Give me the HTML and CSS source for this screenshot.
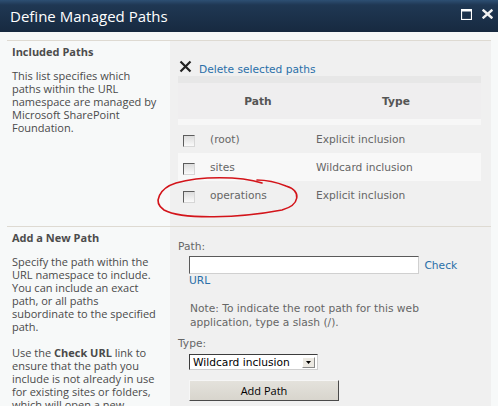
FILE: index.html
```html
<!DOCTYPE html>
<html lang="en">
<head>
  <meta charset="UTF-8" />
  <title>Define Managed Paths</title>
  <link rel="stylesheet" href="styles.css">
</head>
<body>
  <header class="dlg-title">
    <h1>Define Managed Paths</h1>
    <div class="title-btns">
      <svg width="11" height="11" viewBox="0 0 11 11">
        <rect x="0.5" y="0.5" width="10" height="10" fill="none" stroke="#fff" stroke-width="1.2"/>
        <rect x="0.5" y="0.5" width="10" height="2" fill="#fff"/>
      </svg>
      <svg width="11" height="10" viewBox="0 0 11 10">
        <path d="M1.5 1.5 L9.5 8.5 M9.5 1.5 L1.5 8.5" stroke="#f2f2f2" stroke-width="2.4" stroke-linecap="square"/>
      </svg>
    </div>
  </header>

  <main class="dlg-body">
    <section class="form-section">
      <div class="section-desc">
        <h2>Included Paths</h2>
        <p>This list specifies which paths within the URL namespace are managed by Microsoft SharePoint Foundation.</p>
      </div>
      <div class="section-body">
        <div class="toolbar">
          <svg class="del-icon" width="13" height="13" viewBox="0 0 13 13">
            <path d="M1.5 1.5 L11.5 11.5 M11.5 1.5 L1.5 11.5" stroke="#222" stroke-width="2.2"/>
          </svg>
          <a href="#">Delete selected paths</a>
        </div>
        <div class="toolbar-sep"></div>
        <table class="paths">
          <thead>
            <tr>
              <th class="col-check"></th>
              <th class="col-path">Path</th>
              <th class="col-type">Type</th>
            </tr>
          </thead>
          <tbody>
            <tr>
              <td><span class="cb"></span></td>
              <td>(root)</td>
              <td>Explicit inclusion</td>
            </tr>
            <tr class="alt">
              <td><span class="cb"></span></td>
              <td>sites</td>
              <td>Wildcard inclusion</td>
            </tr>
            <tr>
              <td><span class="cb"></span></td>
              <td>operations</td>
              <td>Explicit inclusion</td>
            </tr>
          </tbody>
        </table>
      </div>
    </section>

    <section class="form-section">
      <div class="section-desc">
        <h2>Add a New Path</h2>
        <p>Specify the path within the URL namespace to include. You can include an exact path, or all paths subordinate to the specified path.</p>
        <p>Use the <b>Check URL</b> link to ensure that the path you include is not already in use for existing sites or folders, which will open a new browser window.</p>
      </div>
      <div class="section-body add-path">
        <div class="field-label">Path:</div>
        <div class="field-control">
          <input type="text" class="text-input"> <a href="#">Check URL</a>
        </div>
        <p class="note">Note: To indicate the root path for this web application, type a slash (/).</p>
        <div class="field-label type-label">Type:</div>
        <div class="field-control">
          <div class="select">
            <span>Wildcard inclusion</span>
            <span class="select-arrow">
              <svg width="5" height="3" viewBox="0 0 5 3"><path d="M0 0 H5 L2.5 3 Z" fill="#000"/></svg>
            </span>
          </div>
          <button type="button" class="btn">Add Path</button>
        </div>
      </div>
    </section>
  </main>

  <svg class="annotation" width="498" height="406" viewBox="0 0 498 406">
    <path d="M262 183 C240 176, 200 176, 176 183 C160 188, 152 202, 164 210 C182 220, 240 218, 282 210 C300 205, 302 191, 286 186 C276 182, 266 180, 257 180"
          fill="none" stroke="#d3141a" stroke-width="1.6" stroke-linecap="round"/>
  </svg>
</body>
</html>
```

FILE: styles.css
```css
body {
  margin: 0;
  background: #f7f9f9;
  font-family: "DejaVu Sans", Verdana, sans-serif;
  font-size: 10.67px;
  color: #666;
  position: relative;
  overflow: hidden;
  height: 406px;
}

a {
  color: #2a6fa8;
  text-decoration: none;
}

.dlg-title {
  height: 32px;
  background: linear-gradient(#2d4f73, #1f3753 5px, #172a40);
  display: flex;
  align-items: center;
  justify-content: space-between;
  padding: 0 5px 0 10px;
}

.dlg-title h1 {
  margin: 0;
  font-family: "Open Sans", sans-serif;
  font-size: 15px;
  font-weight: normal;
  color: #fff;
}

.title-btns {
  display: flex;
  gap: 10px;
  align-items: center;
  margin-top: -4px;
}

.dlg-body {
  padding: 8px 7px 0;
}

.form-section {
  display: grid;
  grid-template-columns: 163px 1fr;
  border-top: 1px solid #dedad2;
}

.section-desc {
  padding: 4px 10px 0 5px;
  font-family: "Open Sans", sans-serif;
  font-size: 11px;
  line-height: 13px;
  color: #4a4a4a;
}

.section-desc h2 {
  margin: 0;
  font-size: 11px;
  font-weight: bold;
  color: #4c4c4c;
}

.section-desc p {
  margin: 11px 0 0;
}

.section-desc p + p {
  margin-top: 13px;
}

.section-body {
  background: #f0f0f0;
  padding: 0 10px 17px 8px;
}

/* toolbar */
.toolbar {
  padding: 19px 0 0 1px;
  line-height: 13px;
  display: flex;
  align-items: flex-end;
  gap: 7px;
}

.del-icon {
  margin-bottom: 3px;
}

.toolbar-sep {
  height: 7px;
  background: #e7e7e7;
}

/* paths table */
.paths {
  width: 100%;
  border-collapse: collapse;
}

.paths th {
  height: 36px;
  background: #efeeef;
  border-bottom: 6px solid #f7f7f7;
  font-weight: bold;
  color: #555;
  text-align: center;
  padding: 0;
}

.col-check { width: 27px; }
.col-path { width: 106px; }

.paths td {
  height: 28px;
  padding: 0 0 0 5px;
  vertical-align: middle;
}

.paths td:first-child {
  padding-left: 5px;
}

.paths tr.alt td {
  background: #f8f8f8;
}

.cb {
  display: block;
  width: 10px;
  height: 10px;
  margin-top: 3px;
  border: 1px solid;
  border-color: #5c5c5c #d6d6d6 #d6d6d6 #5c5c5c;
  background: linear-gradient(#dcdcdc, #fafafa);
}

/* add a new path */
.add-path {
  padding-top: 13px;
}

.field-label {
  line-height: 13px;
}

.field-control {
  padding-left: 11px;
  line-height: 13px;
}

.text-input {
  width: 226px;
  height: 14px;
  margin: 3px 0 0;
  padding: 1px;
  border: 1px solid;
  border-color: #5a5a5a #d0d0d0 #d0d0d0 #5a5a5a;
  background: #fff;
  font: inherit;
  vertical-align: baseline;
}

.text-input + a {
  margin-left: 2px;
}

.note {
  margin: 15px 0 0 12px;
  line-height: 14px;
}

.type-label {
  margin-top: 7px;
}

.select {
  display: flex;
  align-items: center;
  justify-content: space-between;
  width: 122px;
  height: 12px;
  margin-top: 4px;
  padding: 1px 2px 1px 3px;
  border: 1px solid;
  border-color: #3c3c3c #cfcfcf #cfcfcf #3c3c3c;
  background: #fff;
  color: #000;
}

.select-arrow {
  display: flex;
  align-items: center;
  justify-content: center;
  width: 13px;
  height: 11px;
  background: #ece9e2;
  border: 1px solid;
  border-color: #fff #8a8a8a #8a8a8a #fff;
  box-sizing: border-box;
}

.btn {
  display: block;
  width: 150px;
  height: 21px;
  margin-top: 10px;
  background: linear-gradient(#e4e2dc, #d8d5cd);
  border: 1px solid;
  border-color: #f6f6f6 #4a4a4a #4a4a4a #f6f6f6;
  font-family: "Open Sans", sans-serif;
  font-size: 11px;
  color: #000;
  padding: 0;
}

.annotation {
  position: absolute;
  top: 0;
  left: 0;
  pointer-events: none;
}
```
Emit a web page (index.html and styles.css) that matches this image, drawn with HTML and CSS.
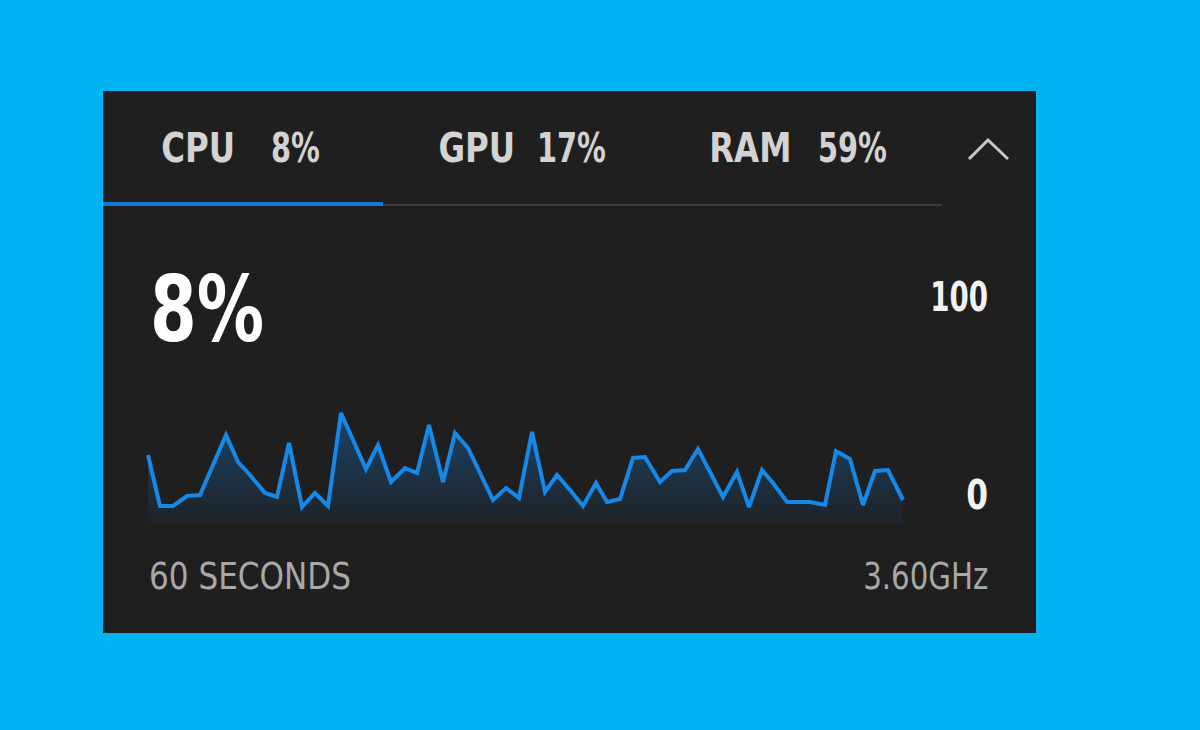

Prompt: All of the lines above should be retyped precisely, apart from the pictures.

Answer to this task:
Give me the HTML and CSS source for this screenshot.
FILE: index.html
```html
<!DOCTYPE html>
<html lang="en">
<head>
  <meta charset="UTF-8" />
  <title>Define Managed Paths</title>
  <link rel="stylesheet" href="styles.css">
</head>
<body>
  <header class="dlg-title">
    <h1>Define Managed Paths</h1>
    <div class="title-btns">
      <svg width="11" height="11" viewBox="0 0 11 11">
        <rect x="0.5" y="0.5" width="10" height="10" fill="none" stroke="#fff" stroke-width="1.2"/>
        <rect x="0.5" y="0.5" width="10" height="2" fill="#fff"/>
      </svg>
      <svg width="11" height="10" viewBox="0 0 11 10">
        <path d="M1.5 1.5 L9.5 8.5 M9.5 1.5 L1.5 8.5" stroke="#f2f2f2" stroke-width="2.4" stroke-linecap="square"/>
      </svg>
    </div>
  </header>

  <main class="dlg-body">
    <section class="form-section">
      <div class="section-desc">
        <h2>Included Paths</h2>
        <p>This list specifies which paths within the URL namespace are managed by Microsoft SharePoint Foundation.</p>
      </div>
      <div class="section-body">
        <div class="toolbar">
          <svg class="del-icon" width="13" height="13" viewBox="0 0 13 13">
            <path d="M1.5 1.5 L11.5 11.5 M11.5 1.5 L1.5 11.5" stroke="#222" stroke-width="2.2"/>
          </svg>
          <a href="#">Delete selected paths</a>
        </div>
        <div class="toolbar-sep"></div>
        <table class="paths">
          <thead>
            <tr>
              <th class="col-check"></th>
              <th class="col-path">Path</th>
              <th class="col-type">Type</th>
            </tr>
          </thead>
          <tbody>
            <tr>
              <td><span class="cb"></span></td>
              <td>(root)</td>
              <td>Explicit inclusion</td>
            </tr>
            <tr class="alt">
              <td><span class="cb"></span></td>
              <td>sites</td>
              <td>Wildcard inclusion</td>
            </tr>
            <tr>
              <td><span class="cb"></span></td>
              <td>operations</td>
              <td>Explicit inclusion</td>
            </tr>
          </tbody>
        </table>
      </div>
    </section>

    <section class="form-section">
      <div class="section-desc">
        <h2>Add a New Path</h2>
        <p>Specify the path within the URL namespace to include. You can include an exact path, or all paths subordinate to the specified path.</p>
        <p>Use the <b>Check URL</b> link to ensure that the path you include is not already in use for existing sites or folders, which will open a new browser window.</p>
      </div>
      <div class="section-body add-path">
        <div class="field-label">Path:</div>
        <div class="field-control">
          <input type="text" class="text-input"> <a href="#">Check URL</a>
        </div>
        <p class="note">Note: To indicate the root path for this web application, type a slash (/).</p>
        <div class="field-label type-label">Type:</div>
        <div class="field-control">
          <div class="select">
            <span>Wildcard inclusion</span>
            <span class="select-arrow">
              <svg width="5" height="3" viewBox="0 0 5 3"><path d="M0 0 H5 L2.5 3 Z" fill="#000"/></svg>
            </span>
          </div>
          <button type="button" class="btn">Add Path</button>
        </div>
      </div>
    </section>
  </main>

  <svg class="annotation" width="498" height="406" viewBox="0 0 498 406">
    <path d="M262 183 C240 176, 200 176, 176 183 C160 188, 152 202, 164 210 C182 220, 240 218, 282 210 C300 205, 302 191, 286 186 C276 182, 266 180, 257 180"
          fill="none" stroke="#d3141a" stroke-width="1.6" stroke-linecap="round"/>
  </svg>
</body>
</html>
```

FILE: styles.css
```css
body {
  margin: 0;
  background: #f7f9f9;
  font-family: "DejaVu Sans", Verdana, sans-serif;
  font-size: 10.67px;
  color: #666;
  position: relative;
  overflow: hidden;
  height: 406px;
}

a {
  color: #2a6fa8;
  text-decoration: none;
}

.dlg-title {
  height: 32px;
  background: linear-gradient(#2d4f73, #1f3753 5px, #172a40);
  display: flex;
  align-items: center;
  justify-content: space-between;
  padding: 0 5px 0 10px;
}

.dlg-title h1 {
  margin: 0;
  font-family: "Open Sans", sans-serif;
  font-size: 15px;
  font-weight: normal;
  color: #fff;
}

.title-btns {
  display: flex;
  gap: 10px;
  align-items: center;
  margin-top: -4px;
}

.dlg-body {
  padding: 8px 7px 0;
}

.form-section {
  display: grid;
  grid-template-columns: 163px 1fr;
  border-top: 1px solid #dedad2;
}

.section-desc {
  padding: 4px 10px 0 5px;
  font-family: "Open Sans", sans-serif;
  font-size: 11px;
  line-height: 13px;
  color: #4a4a4a;
}

.section-desc h2 {
  margin: 0;
  font-size: 11px;
  font-weight: bold;
  color: #4c4c4c;
}

.section-desc p {
  margin: 11px 0 0;
}

.section-desc p + p {
  margin-top: 13px;
}

.section-body {
  background: #f0f0f0;
  padding: 0 10px 17px 8px;
}

/* toolbar */
.toolbar {
  padding: 19px 0 0 1px;
  line-height: 13px;
  display: flex;
  align-items: flex-end;
  gap: 7px;
}

.del-icon {
  margin-bottom: 3px;
}

.toolbar-sep {
  height: 7px;
  background: #e7e7e7;
}

/* paths table */
.paths {
  width: 100%;
  border-collapse: collapse;
}

.paths th {
  height: 36px;
  background: #efeeef;
  border-bottom: 6px solid #f7f7f7;
  font-weight: bold;
  color: #555;
  text-align: center;
  padding: 0;
}

.col-check { width: 27px; }
.col-path { width: 106px; }

.paths td {
  height: 28px;
  padding: 0 0 0 5px;
  vertical-align: middle;
}

.paths td:first-child {
  padding-left: 5px;
}

.paths tr.alt td {
  background: #f8f8f8;
}

.cb {
  display: block;
  width: 10px;
  height: 10px;
  margin-top: 3px;
  border: 1px solid;
  border-color: #5c5c5c #d6d6d6 #d6d6d6 #5c5c5c;
  background: linear-gradient(#dcdcdc, #fafafa);
}

/* add a new path */
.add-path {
  padding-top: 13px;
}

.field-label {
  line-height: 13px;
}

.field-control {
  padding-left: 11px;
  line-height: 13px;
}

.text-input {
  width: 226px;
  height: 14px;
  margin: 3px 0 0;
  padding: 1px;
  border: 1px solid;
  border-color: #5a5a5a #d0d0d0 #d0d0d0 #5a5a5a;
  background: #fff;
  font: inherit;
  vertical-align: baseline;
}

.text-input + a {
  margin-left: 2px;
}

.note {
  margin: 15px 0 0 12px;
  line-height: 14px;
}

.type-label {
  margin-top: 7px;
}

.select {
  display: flex;
  align-items: center;
  justify-content: space-between;
  width: 122px;
  height: 12px;
  margin-top: 4px;
  padding: 1px 2px 1px 3px;
  border: 1px solid;
  border-color: #3c3c3c #cfcfcf #cfcfcf #3c3c3c;
  background: #fff;
  color: #000;
}

.select-arrow {
  display: flex;
  align-items: center;
  justify-content: center;
  width: 13px;
  height: 11px;
  background: #ece9e2;
  border: 1px solid;
  border-color: #fff #8a8a8a #8a8a8a #fff;
  box-sizing: border-box;
}

.btn {
  display: block;
  width: 150px;
  height: 21px;
  margin-top: 10px;
  background: linear-gradient(#e4e2dc, #d8d5cd);
  border: 1px solid;
  border-color: #f6f6f6 #4a4a4a #4a4a4a #f6f6f6;
  font-family: "Open Sans", sans-serif;
  font-size: 11px;
  color: #000;
  padding: 0;
}

.annotation {
  position: absolute;
  top: 0;
  left: 0;
  pointer-events: none;
}
```
Emit a web page (index.html and styles.css) that matches this image, drawn with HTML and CSS.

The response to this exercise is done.